Star Wars #1 by Brian Wood, Carlos D’anda, and Gabe Eltaeb
The Rebel Alliance has scored a victory against the Empire but they’re still outnumbered and on the run. Desperate for a new place to put a base, the Rebels scour the system for any place that will be hospitable or inhabitable which isn’t easy with the Empire’s superior numbers combing the galaxy for them. When Leia, Luke, and Wedge are ambushed while searching for a place to put a base, Mon Mothma senses a spy and gives Leia a black ops command whose mission is simple: Find a new home for a base or find the spy.

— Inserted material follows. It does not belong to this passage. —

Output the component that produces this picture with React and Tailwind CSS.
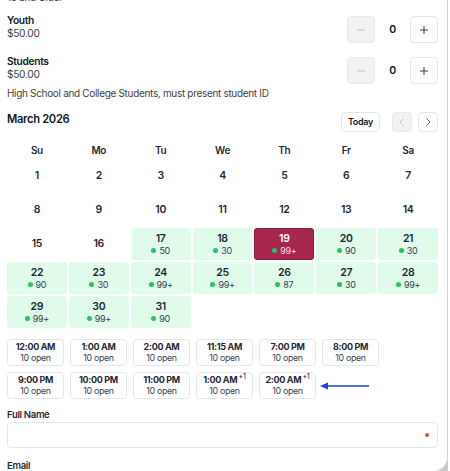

GOOD: This story is set right after the destruction of the first Death Star. The characters are pretty well written (some moments feel wrong or a little manufactured but in the actual movies the characters acted a bit off from film to film). Still, the interactions between the characters makes me imagine that it really happened and setting it after the first film makes it feel like cannon. When Princess Leia blasts a Tie Fighter pilot then blasts him two more times when he’s down it shows a different side of her. She was always tough in the movies and willing to shoot back but she assassinated the pilot without saying a word – no asking for surrender, no words of anger – it’s a ruthlessness that makes sense for the character but is shocking to see on the page.
And D’anda’s rendering of Darth Vader is about the most badass rendering everywhere. There’s a panel where he’s striding toward the reader and his head is down a bit so it looks like the eyes are glaring more than usual. You can see the bulk in his arms and legs that tell you that even if he didn’t have a lightsaber, he’d choke you out MMA-style.
The yellow narration boxes serve to remind you (as if you’ve forgotten) what the Rebels are up against and what the characters are feeling. Long gone is the day of thought bubbles so the narration is a great way to add context to what’s going on and information on what the current mission is.
I don’t know if anyone caught it, but on the first page Luke holds up three fingers and Leia, understanding what he’s asking, switches to communication channel 3 letting the reader know that they’re involved in a private conversation. It’s an excellent little detail and one that Wood uses brilliantly.
BAD: This is a case of good news / bad news. The good news is that Dark Horse Comics has done it again with a fantastic new title. The bad news is that since Disney owns Star Wars and Marvel Comics, they can hand the property back over to Marvel Comics.